Passivity means indifference, it rhymes with “minding your own business” but to the highest and cowardly degree. Some are even glad they are not the target of the bully’s torture; they are just happy someone else is paying the price instead of them. Moreover, and thank the Gods, bullies come in all sizes, shapes, skin color, age, gender, academic achievements, political leanings, financial status, religion, origin, etc. They are a greatly diverse group as the 45th president of the USA has shown us.
As I said before, I was bullied once upon a time. Since I am a half full cup kind of guy, I learned some immensely profound lessons. I quickly learned that words have no weight, that negotiations don’t work. I learned that bullying is about one person’s intent on imposing their dominance on the weak to feel important and superior. Talk is cheap as they say in the Bronx. A bully never talks much, they just berate, humiliate, insult, hit, abuse verbally, psychologically and physically, and just so you know, they never de-escalate, they can only escalate, and they sure do. I got bullied for a long time. I didn’t have any help. I did ask for some help, but it never came and today I am glad I had to take care of this myself.
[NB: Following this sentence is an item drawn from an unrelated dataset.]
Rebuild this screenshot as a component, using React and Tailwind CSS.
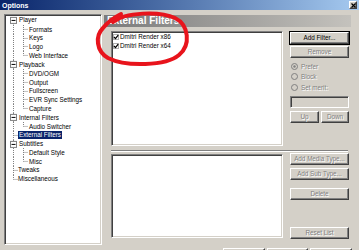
import React from 'react';

// Options dialog, "External Filters" page
const TREE = [
  { label: 'Player', children: ['Formats', 'Keys', 'Logo', 'Web Interface'] },
  { label: 'Playback', children: ['DVD/OGM', 'Output', 'Fullscreen', 'EVR Sync Settings', 'Capture'] },
  { label: 'Internal Filters', children: ['Audio Switcher'] },
  { label: 'External Filters', selected: true },
  { label: 'Subtitles', children: ['Default Style', 'Misc'] },
  { label: 'Tweaks' },
  { label: 'Miscellaneous' },
];

const ROW = 8.83;
const MID = ROW / 2;
const DOT = { stroke: '#808080', strokeWidth: 1, strokeDasharray: '1 1' };

const raised =
  'border border-t-white border-l-white border-r-[#404040] border-b-[#404040] shadow-[inset_-1px_-1px_0_#808080]';
const sunken =
  'border border-t-[#808080] border-l-[#808080] border-r-white border-b-white shadow-[inset_1px_1px_0_#404040,inset_-1px_-1px_0_#d4d0c8]';
const disabledText = 'text-[#808080] [text-shadow:1px_1px_0_#ffffff]';

const RootRow = ({ item, first, last }) => {
  const hasKids = !!item.children;
  return (
    <div className="flex items-center" style={{ height: ROW }}>
      <svg width={hasKids ? 13 : 12} height={ROW} className="shrink-0">
        <line x1="7.5" y1={first ? MID : 0} x2="7.5" y2={last ? MID : ROW} {...DOT} />
        {hasKids ? (
          <>
            <rect x="4.5" y={MID - 3} width="6" height="6" fill="#ffffff" stroke="#808080" />
            <line x1="5.5" y1={MID} x2="9.5" y2={MID} stroke="#000000" strokeWidth="1" />
          </>
        ) : (
          <line x1="7.5" y1={MID} x2="12" y2={MID} {...DOT} />
        )}
      </svg>
      <span
        className={`leading-[8px] whitespace-nowrap ${
          item.selected ? 'bg-[#0a246a] text-white px-px' : 'text-black'
        }`}
      >
        {item.label}
      </span>
    </div>
  );
};

const ChildRow = ({ label, lastChild }) => (
  <div className="flex items-center" style={{ height: ROW }}>
    <svg width="23" height={ROW} className="shrink-0">
      <line x1="7.5" y1="0" x2="7.5" y2={ROW} {...DOT} />
      <line x1="17.5" y1="0" x2="17.5" y2={lastChild ? MID : ROW} {...DOT} />
      <line x1="17.5" y1={MID} x2="22" y2={MID} {...DOT} />
    </svg>
    <span className="whitespace-nowrap text-black">{label}</span>
  </div>
);

const Btn = ({ children, className = '', enabled = false }) => (
  <div
    className={`flex h-[12px] items-center justify-center bg-[#d4d0c8] text-[6.3px] ${raised} ${
      enabled ? 'text-black outline outline-1 outline-black' : disabledText
    } ${className}`}
  >
    {children}
  </div>
);

const Radio = ({ label, checked }) => (
  <div className="flex h-[10.5px] items-center gap-[3px]">
    <svg width="7" height="7" className="shrink-0">
      <circle cx="3.5" cy="3.5" r="3" fill="#d4d0c8" stroke="#808080" />
      {checked && <circle cx="3.5" cy="3.5" r="1.2" fill="#808080" />}
    </svg>
    <span className={`text-[6.3px] ${disabledText}`}>{label}</span>
  </div>
);

const Check = () => (
  <svg width="6" height="6" className="shrink-0">
    <rect x="0.5" y="0.5" width="5" height="5" fill="#ffffff" stroke="#b0b0b0" />
    <path d="M1 3 L2.5 4.6 L5.2 1.2" fill="none" stroke="#000000" strokeWidth="1.3" />
  </svg>
);

export default function App() {
  return (
    <div className="relative flex h-[250px] w-[359px] flex-col overflow-hidden bg-[#d4d0c8] font-['Liberation_Sans',Arial,sans-serif]">
      {/* Title bar */}
      <div className="flex h-[10px] shrink-0 items-center justify-between bg-linear-to-r from-[#0a246a] to-[#a6caf0] pl-[2px] pr-[2px]">
        <span className="text-[7px] font-bold leading-none text-white">Options</span>
        <div className={`flex h-[8px] w-[8px] items-center justify-center bg-[#d4d0c8] ${raised}`}>
          <svg width="5" height="5">
            <path d="M0.5 0.5 L4.5 4.5 M4.5 0.5 L0.5 4.5" stroke="#000" strokeWidth="1.2" />
          </svg>
        </div>
      </div>

      <div className="flex h-[235px] shrink-0 pl-[4px] pt-[4px]">
        {/* Tree */}
        <div className={`h-[231px] w-[98px] shrink-0 bg-white pl-[1px] pt-px text-[6.3px] ${sunken}`}>
          {TREE.map((item, i) => (
            <React.Fragment key={item.label}>
              <RootRow item={item} first={i === 0} last={i === TREE.length - 1} />
              {item.children &&
                item.children.map((c, j) => (
                  <ChildRow key={c} label={c} lastChild={j === item.children.length - 1} />
                ))}
            </React.Fragment>
          ))}
        </div>

        {/* Page */}
        <div className="ml-[2px] flex w-[247px] flex-col">
          <div className="mt-px flex h-[12px] items-center bg-linear-to-r from-[#7b7b7b] to-[#c4c2bd] pl-[3px]">
            <span className="text-[10px] font-bold leading-none text-white">External Filters</span>
          </div>

          <div className="flex flex-col pl-[7px] pt-[4px]">
            <div className="flex">
              <div className={`h-[115px] w-[172px] bg-white ${sunken} text-[6.3px] text-black`}>
                {['Dmitri Render x86', 'Dmitri Render x64'].map((f) => (
                  <div key={f} className="flex h-[9px] items-center gap-px pl-px">
                    <Check />
                    <span>{f}</span>
                  </div>
                ))}
              </div>
              <div className="ml-[7px] flex w-[59px] flex-col pt-px">
                <Btn enabled>Add Filter...</Btn>
                <Btn className="mt-[2px]">Remove</Btn>
                <div className="mt-[3px] flex flex-col pl-px">
                  <Radio label="Prefer" checked />
                  <Radio label="Block" />
                  <Radio label="Set merit:" />
                </div>
                <div className={`mt-[3px] h-[12px] bg-[#d4d0c8] ${sunken}`} />
                <div className="mt-[3px] flex gap-[2px]">
                  <Btn className="w-[29px]">Up</Btn>
                  <Btn className="w-[28px]">Down</Btn>
                </div>
              </div>
            </div>

            <div className="mt-[4px] h-[2px] w-[237px] border-t border-b border-t-[#808080] border-b-white" />

            <div className="mt-[2px] flex">
              <div className={`h-[84px] w-[172px] bg-white ${sunken}`} />
              <div className="-mt-px ml-[7px] flex w-[59px] flex-col">
                <Btn>Add Media Type...</Btn>
                <Btn className="mt-[3px]">Add Sub Type...</Btn>
                <Btn className="mt-[8px]">Delete</Btn>
                <Btn className="mt-[27px]">Reset List</Btn>
              </div>
            </div>
          </div>
        </div>
      </div>

      {/* Dialog buttons, only their top edges show */}
      <div className="mt-[3px] flex gap-[2px] pl-[223px]">
        <Btn className="w-[42px]" />
        <Btn className="w-[41px]" />
        <Btn className="w-[42px]" />
      </div>

      {/* Red marker circle drawn over the screenshot */}
      <svg className="pointer-events-none absolute left-0 top-0" width="359" height="250">
        <path
          d="M113 22 C125 12, 160 11, 175 18 C189 25, 191 45, 179 55 C166 66, 126 67, 108 58 C96 51, 95 36, 103 28 C107 23, 113 18, 121 14"
          fill="none"
          stroke="#e8141c"
          strokeWidth="4"
          strokeLinecap="round"
        />
      </svg>
    </div>
  );
}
I had to fight back or I was going to be bullied for ever. So I fought back. How does one fight back? Well, since words, prayers and love don’t work as effectively as one would hope, I started doing martial arts and I got stronger. I know it sounds silly and straight out of a bad 80’s movie but that is how it happened. Haven’t been bullied since, I wonder why…
My point is that bullies usually understand force and my way of fighting back isn’t necessarily a recommended tactic; I put bullies exactly through what they put others, I hurt them equally so they can feel what they have been inflicting on others. Now, I never hurt anyone physically, unless I am attacked and then I am required by my own set of values to defend myself. I mostly break them using words. You see, once you have been bullied, one of the many positive outcomes is that you learn how to read people. You watch them and since they bully you regularly, you start to understand their different moods and how they think. I have a master’s degree in that area, and I am working on my PhD. Moreover, I have a way with words that can make me a real nuisance because I will just talk and talk and talk and talk and talk…I have heard that can become annoying. Oh well!
My journey of dealing with bullies has brought me unto an unexpected place. As I was focused on making them pay, I forgot to think about the bullies’ humanity. Yes, they are human. They are people with feelings and a story, usually a sad one. The latter turned them into bullies today unless they are sociopaths in which case, there is no hope. I have come to realize that bullies are most often than not, insecure, hurt and scared individuals. They hurt others because they are being hurt by others themselves or because they are hurting inside. Compassion needs to be part of the solution, I admit it.
Yet, I know I am not a savior nor am I a vigilante, I will leave that to Jesus and Batman, two of the greatest fictional characters in history. I will always choose to cut the finger before gangrene spreads to the hand and then the arm and then the whole body. Whenever I will see a person bullying someone, I will go after them. I don’t care who they are, unless they have a gun (still love my life!). I want the bully to understand the pain and humiliation they are inflicting on others. I want them to feel that powerlessness, that despair of not having anyone coming to help. I know it is a valuable lesson. Life is full of consequences, action and reaction. So long as I breathe, I will go after a bully when I see one. I guess I am a vigilante, just slightly, without the physical violence, just the verbal punches, nothing more, nothing less. I ain’t into the “turn the other cheek” team.
Am I perpetuating the cycle of bullying by going after bullies? Some would say yes. I say no. Every person I have gone after (3 so far, quite a limited sample, I must agree) never bullied anyone again. Mathematically, that is a 100% conversion rate. It is flawless. I’ll stop gloating, until next time.
I am arrogant enough to tell you, whoever you are, if you ever bully someone in my presence, I am coming after you with the vengeance of a thousand tribes. And if you come after me or someone I love…I will break your fucking spirit with a fucking hammer. Stop bullying people, ok? Let’s just chill because I hate going after people. It is time I am never going to get back and I’d rather chill, sit on a bench and enjoy life. Let’s try to be as decent as we can, and I will try to not be mean when I go after bullies. I will go after them with love, whatever the fuck that means!
Just one man’s opinion.
Now, smile, don’t bully anybody and go on with your day.